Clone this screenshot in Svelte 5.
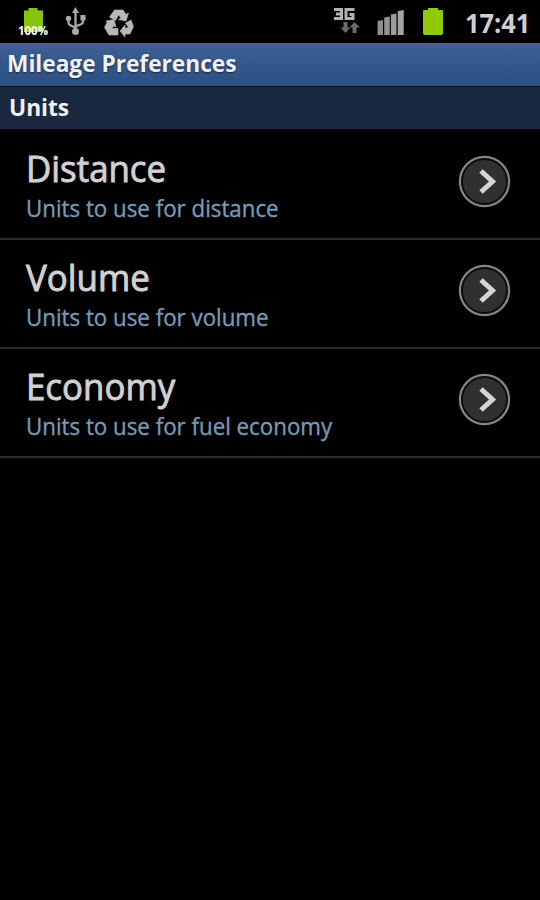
<script>
  let time = '17:41';

  let preferences = [
    { title: 'Distance', summary: 'Units to use for distance' },
    { title: 'Volume', summary: 'Units to use for volume' },
    { title: 'Economy', summary: 'Units to use for fuel economy' }
  ];
</script>

<div class="screen">
  <header class="status-bar">
    <div class="notifications">
      <svg class="battery-level" width="34" height="36" viewBox="0 0 34 36">
        <path d="M7 5.500h4.500V3h9v2.500H26V27H7z" fill="#86c40c" />
        <text x="1" y="30" textLength="30" lengthAdjust="spacingAndGlyphs">100%</text>
      </svg>
      <svg class="usb" width="22" height="30" viewBox="0 0 22 30">
        <g fill="none" stroke="#a8a8a8" stroke-width="2.300">
          <path d="M10.500 5v20M3.500 12v3.500q0 2 2 2.800l5 2.700M18 11v3.500q0 2-2 2.800l-5.500 2" />
        </g>
        <g fill="#a8a8a8">
          <path d="M10.500 0l3.500 6H7z" />
          <circle cx="3.500" cy="11.500" r="2.700" />
          <path d="M15.500 8h5v5.500h-5z" />
          <circle cx="10.500" cy="24.500" r="3.500" />
        </g>
      </svg>
      <svg class="recycle" width="30" height="30" viewBox="0 0 30 30">
        <g fill="#b8b8b8" stroke="#b8b8b8" stroke-width=".6">
          <path d="M10.500 1h8.500l3 4.500 2.500-1.500-2.500 8-7.500-1.500 2.500-1.500-2.500-3-3 5.500L5.500 8z" />
          <path d="M21.500 14l5.500-3 2.500 6.500-3.500 7.500H21v3l-5-6 5-6v3h2.500l.5-1.500z" />
          <path d="M2 12l8-1.500 2 7.500-2.500-1L8 19.500h6v6.500H5L.5 18.500l2.500-5z" />
        </g>
      </svg>
    </div>
    <div class="indicators">
      <svg class="network" width="29" height="28" viewBox="0 0 29 28">
        <g fill="none" stroke="#b2b2b2" stroke-width="3">
          <path d="M1 2.500h7.500v9H1M3 7h5.500M21.500 2.500H13v9h7V7.500h-3.500" />
        </g>
        <g fill="#6c6c6c">
          <path d="M10.500 15h4v5.500h3L12.500 26l-5-5.500h3z" />
          <path d="M19.500 26h4v-5.500h3.500L21.500 15l-5 5.500h3z" />
        </g>
      </svg>
      <svg class="signal" width="28" height="26" viewBox="0 0 28 26">
        <defs>
          <linearGradient id="bars" x1="0" x2="1">
            <stop offset="0" stop-color="#8a8a8a" />
            <stop offset="1" stop-color="#a8a8a8" />
          </linearGradient>
        </defs>
        <path d="M.500 11l5.500-1v15H.500zM7.200 7.500l5.500-1V25H7.200zM13.900 4.500l5.500-1V25h-5.500zM20.700 1l6-1v25h-6z" fill="url(#bars)" />
      </svg>
      <svg class="battery" width="22" height="30" viewBox="0 0 22 30">
        <path d="M2 3h4V1h10v2h4q1 0 1 1v22q0 2-2 2H3q-2 0-2-2V4q0-1 1-1z" fill="#8fca05" />
      </svg>
      <span class="clock">{time}</span>
    </div>
  </header>

  <h1 class="title-bar"><span>Mileage Preferences</span></h1>
  <h2 class="category"><span>Units</span></h2>

  <ul class="preferences">
    {#each preferences as preference}
      <li class="preference">
        <div class="labels">
          <span class="title">{preference.title}</span>
          <span class="summary">{preference.summary}</span>
        </div>
        <svg class="more" width="54" height="54" viewBox="0 0 54 54">
          <circle cx="26.500" cy="26.500" r="24.500" fill="#303030" stroke="#858585" stroke-width="2.400" />
          <circle cx="26.500" cy="26.500" r="22.500" fill="none" stroke="#0c0c0c" stroke-width="1.800" />
          <path d="M23 16l11.500 10.500L23 37" fill="none" stroke="#d4d4d4" stroke-width="5" />
        </svg>
      </li>
    {/each}
  </ul>
</div>

<style>
  :global(body) {
    background: #000;
  }
  .screen {
    height: 900px;
    background: #000;
    font-family: "Open Sans", "Noto Sans", sans-serif;
    overflow: hidden;
  }
  .status-bar {
    height: 43px;
    display: flex;
    justify-content: space-between;
  }
  .notifications,
  .indicators {
    display: flex;
    align-items: flex-start;
  }
  .battery-level {
    margin: 5px 0 0 17px;
    overflow: visible;
  }
  .battery-level text {
    font-size: 12px;
    font-weight: 700;
    fill: #fff;
  }
  .usb {
    margin: 7px 0 0 14px;
  }
  .recycle {
    margin: 9px 0 0 17px;
  }
  .network {
    margin: 7px 0 0;
  }
  .signal {
    margin: 10px 0 0 15px;
  }
  .battery {
    margin: 7px 0 0 17px;
  }
  .clock {
    width: 66px;
    margin: 0 9px 0 21px;
    color: #cfcfcf;
    font-size: 27px;
    font-weight: 700;
    line-height: 45px;
    white-space: nowrap;
    transform: scaleX(.94);
    transform-origin: left;
  }
  .title-bar,
  .category {
    margin: 0;
    box-sizing: border-box;
    color: #f0f2f6;
    font-size: 24px;
    font-weight: 700;
    white-space: nowrap;
  }
  .title-bar span,
  .category span,
  .title,
  .summary {
    display: inline-block;
    transform-origin: left;
  }
  .title-bar {
    height: 43px;
    padding-left: 7px;
    background: linear-gradient(#46639a, #3a5d92 15%, #2c5083);
    line-height: 40px;
    text-shadow: 0 1px 2px #14284a;
  }
  .title-bar span {
    transform: scaleX(.945);
  }
  .category {
    height: 43px;
    padding-left: 9px;
    border-top: 1px solid #0b1424;
    background: #19273f;
    line-height: 40px;
  }
  .category span {
    transform: scaleX(.945);
  }
  .preferences {
    margin: 0;
    padding: 0;
    list-style: none;
  }
  .preference {
    height: 109px;
    padding: 0 28px 0 26px;
    box-sizing: border-box;
    display: flex;
    justify-content: space-between;
    border-bottom: 2px solid #2a2a2a;
  }
  .preference:first-child {
    height: 111px;
    padding-top: 2px;
  }
  .labels {
    display: flex;
    flex-direction: column;
    align-items: flex-start;
    padding-top: 13px;
    white-space: nowrap;
  }
  .title {
    color: #d2d0d1;
    font-size: 36.500px;
    line-height: 48px;
    -webkit-text-stroke: .9px #d2d0d1;
    transform: scaleX(.955);
  }
  .summary {
    color: #7899b3;
    font-size: 24.500px;
    line-height: 32px;
    -webkit-text-stroke: .4px #7899b3;
    transform: scaleX(.91);
  }
  .more {
    margin-top: 24px;
  }
</style>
━━━━
_Exercise details_.
Leave out the pictures and print every line of the data exactly.

_The response_.
Clone this screenshot in Svelte 5.
<script>
  let time = '17:41';

  let preferences = [
    { title: 'Distance', summary: 'Units to use for distance' },
    { title: 'Volume', summary: 'Units to use for volume' },
    { title: 'Economy', summary: 'Units to use for fuel economy' }
  ];
</script>

<div class="screen">
  <header class="status-bar">
    <div class="notifications">
      <svg class="battery-level" width="34" height="36" viewBox="0 0 34 36">
        <path d="M7 5.500h4.500V3h9v2.500H26V27H7z" fill="#86c40c" />
        <text x="1" y="30" textLength="30" lengthAdjust="spacingAndGlyphs">100%</text>
      </svg>
      <svg class="usb" width="22" height="30" viewBox="0 0 22 30">
        <g fill="none" stroke="#a8a8a8" stroke-width="2.300">
          <path d="M10.500 5v20M3.500 12v3.500q0 2 2 2.800l5 2.700M18 11v3.500q0 2-2 2.800l-5.500 2" />
        </g>
        <g fill="#a8a8a8">
          <path d="M10.500 0l3.500 6H7z" />
          <circle cx="3.500" cy="11.500" r="2.700" />
          <path d="M15.500 8h5v5.500h-5z" />
          <circle cx="10.500" cy="24.500" r="3.500" />
        </g>
      </svg>
      <svg class="recycle" width="30" height="30" viewBox="0 0 30 30">
        <g fill="#b8b8b8" stroke="#b8b8b8" stroke-width=".6">
          <path d="M10.500 1h8.500l3 4.500 2.500-1.500-2.500 8-7.500-1.500 2.500-1.500-2.500-3-3 5.500L5.500 8z" />
          <path d="M21.500 14l5.500-3 2.500 6.500-3.500 7.500H21v3l-5-6 5-6v3h2.500l.5-1.500z" />
          <path d="M2 12l8-1.500 2 7.500-2.500-1L8 19.500h6v6.500H5L.5 18.500l2.500-5z" />
        </g>
      </svg>
    </div>
    <div class="indicators">
      <svg class="network" width="29" height="28" viewBox="0 0 29 28">
        <g fill="none" stroke="#b2b2b2" stroke-width="3">
          <path d="M1 2.500h7.500v9H1M3 7h5.500M21.500 2.500H13v9h7V7.500h-3.500" />
        </g>
        <g fill="#6c6c6c">
          <path d="M10.500 15h4v5.500h3L12.500 26l-5-5.500h3z" />
          <path d="M19.500 26h4v-5.500h3.500L21.500 15l-5 5.500h3z" />
        </g>
      </svg>
      <svg class="signal" width="28" height="26" viewBox="0 0 28 26">
        <defs>
          <linearGradient id="bars" x1="0" x2="1">
            <stop offset="0" stop-color="#8a8a8a" />
            <stop offset="1" stop-color="#a8a8a8" />
          </linearGradient>
        </defs>
        <path d="M.500 11l5.500-1v15H.500zM7.200 7.500l5.500-1V25H7.200zM13.900 4.500l5.500-1V25h-5.500zM20.700 1l6-1v25h-6z" fill="url(#bars)" />
      </svg>
      <svg class="battery" width="22" height="30" viewBox="0 0 22 30">
        <path d="M2 3h4V1h10v2h4q1 0 1 1v22q0 2-2 2H3q-2 0-2-2V4q0-1 1-1z" fill="#8fca05" />
      </svg>
      <span class="clock">{time}</span>
    </div>
  </header>

  <h1 class="title-bar"><span>Mileage Preferences</span></h1>
  <h2 class="category"><span>Units</span></h2>

  <ul class="preferences">
    {#each preferences as preference}
      <li class="preference">
        <div class="labels">
          <span class="title">{preference.title}</span>
          <span class="summary">{preference.summary}</span>
        </div>
        <svg class="more" width="54" height="54" viewBox="0 0 54 54">
          <circle cx="26.500" cy="26.500" r="24.500" fill="#303030" stroke="#858585" stroke-width="2.400" />
          <circle cx="26.500" cy="26.500" r="22.500" fill="none" stroke="#0c0c0c" stroke-width="1.800" />
          <path d="M23 16l11.500 10.500L23 37" fill="none" stroke="#d4d4d4" stroke-width="5" />
        </svg>
      </li>
    {/each}
  </ul>
</div>

<style>
  :global(body) {
    background: #000;
  }
  .screen {
    height: 900px;
    background: #000;
    font-family: "Open Sans", "Noto Sans", sans-serif;
    overflow: hidden;
  }
  .status-bar {
    height: 43px;
    display: flex;
    justify-content: space-between;
  }
  .notifications,
  .indicators {
    display: flex;
    align-items: flex-start;
  }
  .battery-level {
    margin: 5px 0 0 17px;
    overflow: visible;
  }
  .battery-level text {
    font-size: 12px;
    font-weight: 700;
    fill: #fff;
  }
  .usb {
    margin: 7px 0 0 14px;
  }
  .recycle {
    margin: 9px 0 0 17px;
  }
  .network {
    margin: 7px 0 0;
  }
  .signal {
    margin: 10px 0 0 15px;
  }
  .battery {
    margin: 7px 0 0 17px;
  }
  .clock {
    width: 66px;
    margin: 0 9px 0 21px;
    color: #cfcfcf;
    font-size: 27px;
    font-weight: 700;
    line-height: 45px;
    white-space: nowrap;
    transform: scaleX(.94);
    transform-origin: left;
  }
  .title-bar,
  .category {
    margin: 0;
    box-sizing: border-box;
    color: #f0f2f6;
    font-size: 24px;
    font-weight: 700;
    white-space: nowrap;
  }
  .title-bar span,
  .category span,
  .title,
  .summary {
    display: inline-block;
    transform-origin: left;
  }
  .title-bar {
    height: 43px;
    padding-left: 7px;
    background: linear-gradient(#46639a, #3a5d92 15%, #2c5083);
    line-height: 40px;
    text-shadow: 0 1px 2px #14284a;
  }
  .title-bar span {
    transform: scaleX(.945);
  }
  .category {
    height: 43px;
    padding-left: 9px;
    border-top: 1px solid #0b1424;
    background: #19273f;
    line-height: 40px;
  }
  .category span {
    transform: scaleX(.945);
  }
  .preferences {
    margin: 0;
    padding: 0;
    list-style: none;
  }
  .preference {
    height: 109px;
    padding: 0 28px 0 26px;
    box-sizing: border-box;
    display: flex;
    justify-content: space-between;
    border-bottom: 2px solid #2a2a2a;
  }
  .preference:first-child {
    height: 111px;
    padding-top: 2px;
  }
  .labels {
    display: flex;
    flex-direction: column;
    align-items: flex-start;
    padding-top: 13px;
    white-space: nowrap;
  }
  .title {
    color: #d2d0d1;
    font-size: 36.500px;
    line-height: 48px;
    -webkit-text-stroke: .9px #d2d0d1;
    transform: scaleX(.955);
  }
  .summary {
    color: #7899b3;
    font-size: 24.500px;
    line-height: 32px;
    -webkit-text-stroke: .4px #7899b3;
    transform: scaleX(.91);
  }
  .more {
    margin-top: 24px;
  }
</style>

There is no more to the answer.